▼
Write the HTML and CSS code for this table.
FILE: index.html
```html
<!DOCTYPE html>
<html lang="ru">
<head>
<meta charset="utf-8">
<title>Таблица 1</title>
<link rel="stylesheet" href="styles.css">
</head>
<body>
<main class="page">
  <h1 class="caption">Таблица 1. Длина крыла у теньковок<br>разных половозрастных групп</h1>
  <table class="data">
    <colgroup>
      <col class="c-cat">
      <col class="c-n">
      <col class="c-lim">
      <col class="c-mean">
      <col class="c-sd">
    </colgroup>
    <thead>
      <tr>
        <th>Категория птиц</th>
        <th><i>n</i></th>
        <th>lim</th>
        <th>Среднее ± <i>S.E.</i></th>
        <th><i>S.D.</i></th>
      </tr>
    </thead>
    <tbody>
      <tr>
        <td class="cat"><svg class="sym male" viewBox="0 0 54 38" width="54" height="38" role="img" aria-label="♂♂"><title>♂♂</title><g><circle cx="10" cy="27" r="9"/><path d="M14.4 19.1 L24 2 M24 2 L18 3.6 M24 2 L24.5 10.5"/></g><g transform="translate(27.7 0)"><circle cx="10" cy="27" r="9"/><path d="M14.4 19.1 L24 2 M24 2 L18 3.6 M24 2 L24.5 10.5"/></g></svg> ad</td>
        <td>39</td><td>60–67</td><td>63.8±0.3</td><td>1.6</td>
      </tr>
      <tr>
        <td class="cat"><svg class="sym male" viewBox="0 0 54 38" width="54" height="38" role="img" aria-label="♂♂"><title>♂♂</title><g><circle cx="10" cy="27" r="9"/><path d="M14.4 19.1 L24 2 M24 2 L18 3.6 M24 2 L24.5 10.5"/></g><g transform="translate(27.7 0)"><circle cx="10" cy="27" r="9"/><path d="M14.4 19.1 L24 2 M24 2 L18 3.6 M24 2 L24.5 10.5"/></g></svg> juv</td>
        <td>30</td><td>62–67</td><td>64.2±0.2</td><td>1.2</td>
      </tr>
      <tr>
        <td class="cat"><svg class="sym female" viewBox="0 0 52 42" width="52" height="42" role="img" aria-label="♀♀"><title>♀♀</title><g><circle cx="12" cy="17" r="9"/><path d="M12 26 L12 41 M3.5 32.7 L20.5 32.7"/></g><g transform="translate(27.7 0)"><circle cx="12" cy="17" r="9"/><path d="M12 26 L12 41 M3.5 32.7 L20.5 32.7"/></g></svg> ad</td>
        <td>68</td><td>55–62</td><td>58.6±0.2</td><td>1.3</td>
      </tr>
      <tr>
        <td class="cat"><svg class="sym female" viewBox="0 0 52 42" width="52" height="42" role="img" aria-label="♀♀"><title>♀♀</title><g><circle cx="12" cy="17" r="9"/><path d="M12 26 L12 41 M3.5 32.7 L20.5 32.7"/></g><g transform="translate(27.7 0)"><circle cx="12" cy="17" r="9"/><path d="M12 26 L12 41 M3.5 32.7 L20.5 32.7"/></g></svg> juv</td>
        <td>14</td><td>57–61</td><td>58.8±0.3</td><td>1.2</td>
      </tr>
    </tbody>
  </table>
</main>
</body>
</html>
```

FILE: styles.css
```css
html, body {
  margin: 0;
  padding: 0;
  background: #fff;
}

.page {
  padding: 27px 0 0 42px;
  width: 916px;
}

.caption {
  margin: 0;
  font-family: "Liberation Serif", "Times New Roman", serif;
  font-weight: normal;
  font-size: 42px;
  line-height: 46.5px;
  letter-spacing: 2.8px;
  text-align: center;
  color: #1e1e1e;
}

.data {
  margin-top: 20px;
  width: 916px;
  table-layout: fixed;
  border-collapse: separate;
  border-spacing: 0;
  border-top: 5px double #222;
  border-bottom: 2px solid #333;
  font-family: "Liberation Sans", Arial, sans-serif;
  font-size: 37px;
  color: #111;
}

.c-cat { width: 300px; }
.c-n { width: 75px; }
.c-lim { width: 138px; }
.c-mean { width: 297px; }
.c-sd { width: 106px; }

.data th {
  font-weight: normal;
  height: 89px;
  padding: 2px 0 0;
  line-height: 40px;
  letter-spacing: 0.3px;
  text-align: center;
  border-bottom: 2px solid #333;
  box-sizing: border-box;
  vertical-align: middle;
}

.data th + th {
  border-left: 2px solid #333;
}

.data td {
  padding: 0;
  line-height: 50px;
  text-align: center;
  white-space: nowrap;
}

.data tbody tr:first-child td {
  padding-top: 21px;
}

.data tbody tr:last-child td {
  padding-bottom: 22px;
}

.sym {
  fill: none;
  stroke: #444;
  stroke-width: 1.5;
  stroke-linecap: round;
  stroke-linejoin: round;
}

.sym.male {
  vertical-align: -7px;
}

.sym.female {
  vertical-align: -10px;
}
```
▲
→ **TASK REQUIREMENTS**
Go through the listing above and restate it word for word.

→ **ANSWER TO THE TASK**
Write the HTML and CSS code for this table.
FILE: index.html
```html
<!DOCTYPE html>
<html lang="ru">
<head>
<meta charset="utf-8">
<title>Таблица 1</title>
<link rel="stylesheet" href="styles.css">
</head>
<body>
<main class="page">
  <h1 class="caption">Таблица 1. Длина крыла у теньковок<br>разных половозрастных групп</h1>
  <table class="data">
    <colgroup>
      <col class="c-cat">
      <col class="c-n">
      <col class="c-lim">
      <col class="c-mean">
      <col class="c-sd">
    </colgroup>
    <thead>
      <tr>
        <th>Категория птиц</th>
        <th><i>n</i></th>
        <th>lim</th>
        <th>Среднее ± <i>S.E.</i></th>
        <th><i>S.D.</i></th>
      </tr>
    </thead>
    <tbody>
      <tr>
        <td class="cat"><svg class="sym male" viewBox="0 0 54 38" width="54" height="38" role="img" aria-label="♂♂"><title>♂♂</title><g><circle cx="10" cy="27" r="9"/><path d="M14.4 19.1 L24 2 M24 2 L18 3.6 M24 2 L24.5 10.5"/></g><g transform="translate(27.7 0)"><circle cx="10" cy="27" r="9"/><path d="M14.4 19.1 L24 2 M24 2 L18 3.6 M24 2 L24.5 10.5"/></g></svg> ad</td>
        <td>39</td><td>60–67</td><td>63.8±0.3</td><td>1.6</td>
      </tr>
      <tr>
        <td class="cat"><svg class="sym male" viewBox="0 0 54 38" width="54" height="38" role="img" aria-label="♂♂"><title>♂♂</title><g><circle cx="10" cy="27" r="9"/><path d="M14.4 19.1 L24 2 M24 2 L18 3.6 M24 2 L24.5 10.5"/></g><g transform="translate(27.7 0)"><circle cx="10" cy="27" r="9"/><path d="M14.4 19.1 L24 2 M24 2 L18 3.6 M24 2 L24.5 10.5"/></g></svg> juv</td>
        <td>30</td><td>62–67</td><td>64.2±0.2</td><td>1.2</td>
      </tr>
      <tr>
        <td class="cat"><svg class="sym female" viewBox="0 0 52 42" width="52" height="42" role="img" aria-label="♀♀"><title>♀♀</title><g><circle cx="12" cy="17" r="9"/><path d="M12 26 L12 41 M3.5 32.7 L20.5 32.7"/></g><g transform="translate(27.7 0)"><circle cx="12" cy="17" r="9"/><path d="M12 26 L12 41 M3.5 32.7 L20.5 32.7"/></g></svg> ad</td>
        <td>68</td><td>55–62</td><td>58.6±0.2</td><td>1.3</td>
      </tr>
      <tr>
        <td class="cat"><svg class="sym female" viewBox="0 0 52 42" width="52" height="42" role="img" aria-label="♀♀"><title>♀♀</title><g><circle cx="12" cy="17" r="9"/><path d="M12 26 L12 41 M3.5 32.7 L20.5 32.7"/></g><g transform="translate(27.7 0)"><circle cx="12" cy="17" r="9"/><path d="M12 26 L12 41 M3.5 32.7 L20.5 32.7"/></g></svg> juv</td>
        <td>14</td><td>57–61</td><td>58.8±0.3</td><td>1.2</td>
      </tr>
    </tbody>
  </table>
</main>
</body>
</html>
```

FILE: styles.css
```css
html, body {
  margin: 0;
  padding: 0;
  background: #fff;
}

.page {
  padding: 27px 0 0 42px;
  width: 916px;
}

.caption {
  margin: 0;
  font-family: "Liberation Serif", "Times New Roman", serif;
  font-weight: normal;
  font-size: 42px;
  line-height: 46.5px;
  letter-spacing: 2.8px;
  text-align: center;
  color: #1e1e1e;
}

.data {
  margin-top: 20px;
  width: 916px;
  table-layout: fixed;
  border-collapse: separate;
  border-spacing: 0;
  border-top: 5px double #222;
  border-bottom: 2px solid #333;
  font-family: "Liberation Sans", Arial, sans-serif;
  font-size: 37px;
  color: #111;
}

.c-cat { width: 300px; }
.c-n { width: 75px; }
.c-lim { width: 138px; }
.c-mean { width: 297px; }
.c-sd { width: 106px; }

.data th {
  font-weight: normal;
  height: 89px;
  padding: 2px 0 0;
  line-height: 40px;
  letter-spacing: 0.3px;
  text-align: center;
  border-bottom: 2px solid #333;
  box-sizing: border-box;
  vertical-align: middle;
}

.data th + th {
  border-left: 2px solid #333;
}

.data td {
  padding: 0;
  line-height: 50px;
  text-align: center;
  white-space: nowrap;
}

.data tbody tr:first-child td {
  padding-top: 21px;
}

.data tbody tr:last-child td {
  padding-bottom: 22px;
}

.sym {
  fill: none;
  stroke: #444;
  stroke-width: 1.5;
  stroke-linecap: round;
  stroke-linejoin: round;
}

.sym.male {
  vertical-align: -7px;
}

.sym.female {
  vertical-align: -10px;
}
```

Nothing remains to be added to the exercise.